Idle machine read amounts are also much smaller (60-65MB/s) than what
I think display update read should be (1920*1080*4*60Hz = 475MiB/s).

Any ideas for these two discrepancies?

I'm afraid I am not familiar with the uncore IMC, but we could always approach its authors?

Is "wait" value supposed to be IO-wait for given engine interface?

I never saw that change from 0%, although IO-wait in top jumped
from 0 to 20-30% with my test GPU load.

No, that is time spent in MI_WAIT_FOR_EVENT.

Could you add that info to the UI?

E.g. just have "MI" on top of the "wait" column.

Like a full header strip? Yeah makes sense, I'll add it.

 > I think not very used in current codebase.

What you're using to validate that it reports correct value?

That would be igt/tests/perf_pmu/event-wait-rcs0.


HW specific test results
------------------------

BYT:
* Reports "Failed to initialize PMU!" although old intel_gpu_top
   works fine.

HSW GT2,  BDW GT3, SKL GT2 and KBL GT3e seems to work fine except
for the "wait" value.

I never saw blitter engine to do anything, but that's because
modesetting uses just 3D pipeline, and because I couldn't get
Intel DDX to work with rest of latest git version of X / 3D stack.
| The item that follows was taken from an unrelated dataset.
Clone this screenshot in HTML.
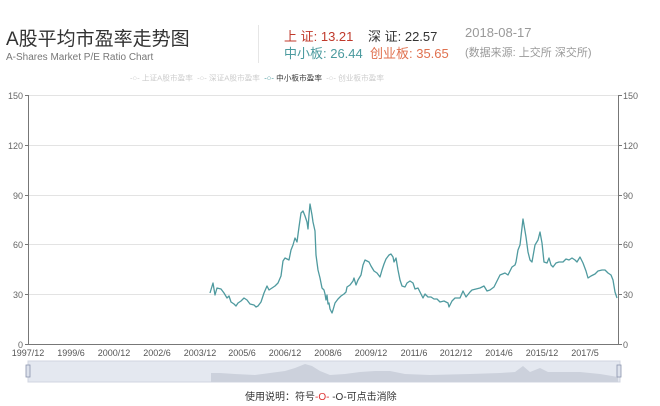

Thank you for testing this so thoroughly - this was really invaluable since I don't have access too such number of platforms. I've tried to fix all this in the latest version.

Machines are currently running tests, I'll check these tomorrow.

Thanks!


Kernel version support
----------------------

My HW specific testing above was with drm-tip kernel, but I did one test
also with Ubuntu 16.04 v4.4 kernel (which includes v4.6 or v4.8 i915 backport) on KBL.  For that, the tool reported:
"Failed to detect engines!"

Although the previous intel_gpu_top works fine with that kernel version.

Same happens also with Ubuntu 17.04 v4.13 kernel.


-> If new version needs a certain kernel version, it should tell
    which version is required.

Yep, at least 4.16 is needed so I have added this info to the error message.

IMHO the message is a bit ambivalent:
     Failed to detect engines! Kernel 4.16 or newer?

I would suggest checking whether kernel is new enough, and if not:
     Kernel X.YY detected, 4.16 or newer required.

Maybe yeah. I was planning to improve error messages altogether but forgot. Will see what improvements make sense.